Written by Stephen Knight, Eastern Promises is a taut, layered thriller akin in many regards to his terrific script for Dirty Pretty Things. Cronenberg’s points of connection are so varied and surprising, his reigning in of the material so clean that, as with Spider in particular, the places where the screenwriter’s hand departs and the director’s takes over are untraceable. Pleasingly, Cronenberg’s work of the 2000s is consistently characterized by this honing his own voice through fruitful collaboration rather than strict –and potentially stifling– traditional hyphenate autuerism.

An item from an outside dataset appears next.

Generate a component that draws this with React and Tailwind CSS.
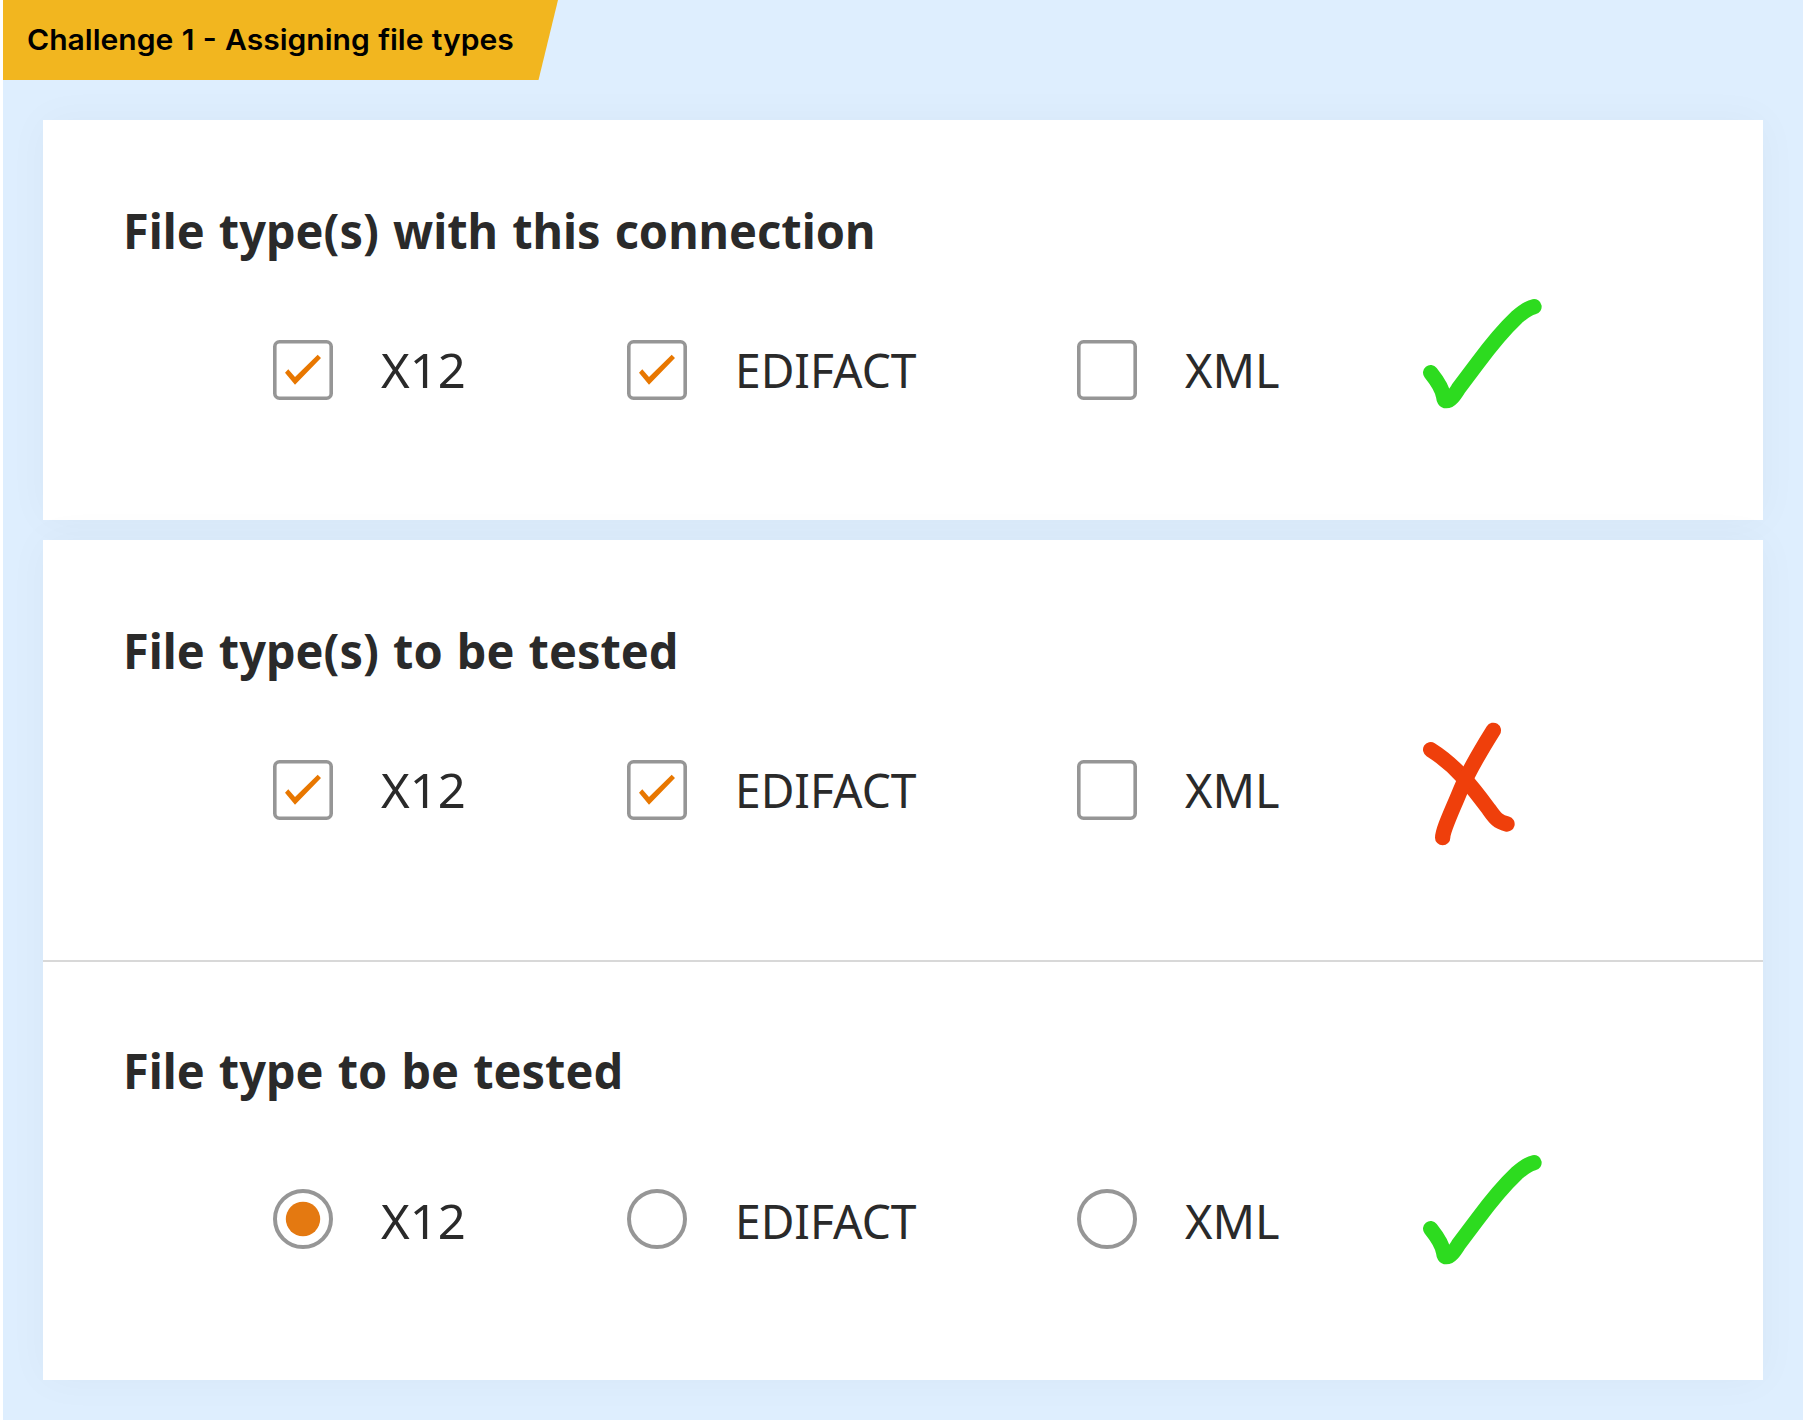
function GreenCheck() {
  return (
    <svg className="h-[140px] w-[170px]" viewBox="0 0 510 420" fill="none">
      <path
        d="M92 278 C112 303 128 330 131 350 Q132 362 139 362 C151 362 162 347 175 326 L232 250 C275 192 315 145 350 112 Q382 84 402 80"
        stroke="#2ddb1f"
        strokeWidth="46"
        strokeLinecap="round"
        strokeLinejoin="round"
      />
    </svg>
  );
}

function RedCross() {
  return (
    <svg className="h-[160px] w-[170px]" viewBox="0 0 510 480" fill="none">
      <g stroke="#ef3f0b" strokeWidth="46" strokeLinecap="round" strokeLinejoin="round">
        <path d="M92 149 C170 198 220 265 266 327 C287 357 294 365 321 372" />
        <path d="M280 91 C235 163 205 215 182 269 C156 333 128 390 128 413" />
      </g>
    </svg>
  );
}

function Checkbox({ checked }) {
  return (
    <svg className="size-[60px] shrink-0" viewBox="0 0 60 60">
      <rect x="1.8" y="1.8" width="56.4" height="56.4" rx="4.7" fill="#fff" stroke="#969696" strokeWidth="3.6" />
      {checked && <path d="M12 32.7 15.3 29.3 22 37 44.7 14.7 48 18 22 44.7Z" fill="#e87700" />}
    </svg>
  );
}

function Radio({ checked }) {
  return (
    <svg className="size-[60px] shrink-0" viewBox="0 0 60 60">
      <circle cx="30" cy="30" r="28" fill="#fff" stroke="#969696" strokeWidth="4" />
      {checked && <circle cx="30" cy="30" r="17.2" fill="#e47911" />}
    </svg>
  );
}

const options = [
  { label: 'X12', stretch: 'scale-x-[1.032]' },
  { label: 'EDIFACT', stretch: 'scale-x-[0.972]' },
  { label: 'XML', stretch: 'scale-x-[0.987]' },
];

function Question({ title, control: Control, selected, mark, className, rowClass, labelClass, markClass }) {
  return (
    <section className={className}>
      <h2 className="ml-[79.5px] h-[66px] origin-left scale-x-[0.957] whitespace-nowrap text-[49px] font-bold leading-[66px] [word-spacing:2px]">
        {title}
      </h2>
      <div className={`ml-[230px] grid grid-cols-[354px_450px_323px_170px] grid-rows-[60px] ${rowClass}`}>
        {options.map(({ label, stretch }) => (
          <div key={label} className="flex h-[60px] items-center gap-12">
            <Control checked={selected.includes(label)} />
            <span className={`origin-left text-[47.5px] leading-[64px] ${stretch} ${labelClass}`}>{label}</span>
          </div>
        ))}
        <div className={markClass}>{mark}</div>
      </div>
    </section>
  );
}

export default function App() {
  const card = 'mx-10 bg-white shadow-[0_0_40px_rgba(0,20,60,0.035)]';
  return (
    <div className="h-[1423px] w-[1806px] overflow-hidden bg-white pl-[3px] font-['Noto_Sans',sans-serif] text-[#2a2a2a]">
      <div className="h-[1420px] w-[1800px] bg-[#deeefe]">
        <header className="mb-10 flex h-20 w-[555px] items-center bg-[#f2b61f] pl-[23.5px] [clip-path:polygon(0_0,100%_0,535.5px_100%,0_100%)]">
          <h1 className="origin-left scale-x-[1.037] whitespace-nowrap font-['Inter',sans-serif] text-[29px] font-semibold leading-9 text-black [word-spacing:0.7px]">
            Challenge 1 - Assigning file types
          </h1>
        </header>
        <div className={`h-[400px] ${card}`}>
          <Question
            className="pt-[77px]"
            title="File type(s) with this connection"
            control={Checkbox}
            selected={['X12', 'EDIFACT']}
            rowClass="mt-[77px]"
            labelClass=""
            mark={<GreenCheck />}
            markClass="-mt-[60px]"
          />
        </div>
        <div className={`mt-5 h-[840px] ${card}`}>
          <Question
            className="h-[420px] pt-[77px]"
            title="File type(s) to be tested"
            control={Checkbox}
            selected={['X12', 'EDIFACT']}
            rowClass="mt-[77px]"
            labelClass=""
            mark={<RedCross />}
            markClass="-mt-[60px]"
          />
          <Question
            className="h-[420px] border-t-2 border-[#d8d8d8] pt-[75px]"
            title="File type to be tested"
            control={Radio}
            selected={['X12']}
            rowClass="mt-[86px]"
            labelClass="mt-[3px]"
            mark={<GreenCheck />}
            markClass="-mt-[53px]"
          />
        </div>
      </div>
    </div>
  );
}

Yet Cronenberg’s most notable partner-in-crime these days is surely Mortensen, who gives a flawlessly committed performance here as an intriguing variation on the man who can’t escape his violent past he already inhabited so deftly in A History of Violence. Though he’s introduced as a vampire-groomed thug who unflinchingly butts out smokes on his tongue before going about his duties snapping frozen digits off a corpse like so many fish fingers, his Nikolai is a collage of masks and interior conflicts that emerge gradually as his allegiance to Seymon and his involvement in Anna’s quest become mutually compromised. More even than Jeff Goldblum in The Fly, Mortensen has become Cronenberg’s ideal alter ego, an impressively pliable, imposingly muscular junction of raw physicality, prowling anxiety, complicated sexuality and shrewd intellect. And, in any case, he’s just amazing in this film.

We can only hope for more from this pairing, though the truth is that where Cronenberg might go from here is delightfully unpredictable and may or may not include further suitable roles for Mortensen. Perhaps he’ll borrow a page from the Scorsese-De Niro book and allow Mortensen to mature into a genuine chameleon –a feat which in itself would fit nicely into Cronenberg’s ongoing study of malleable identity and the monster within.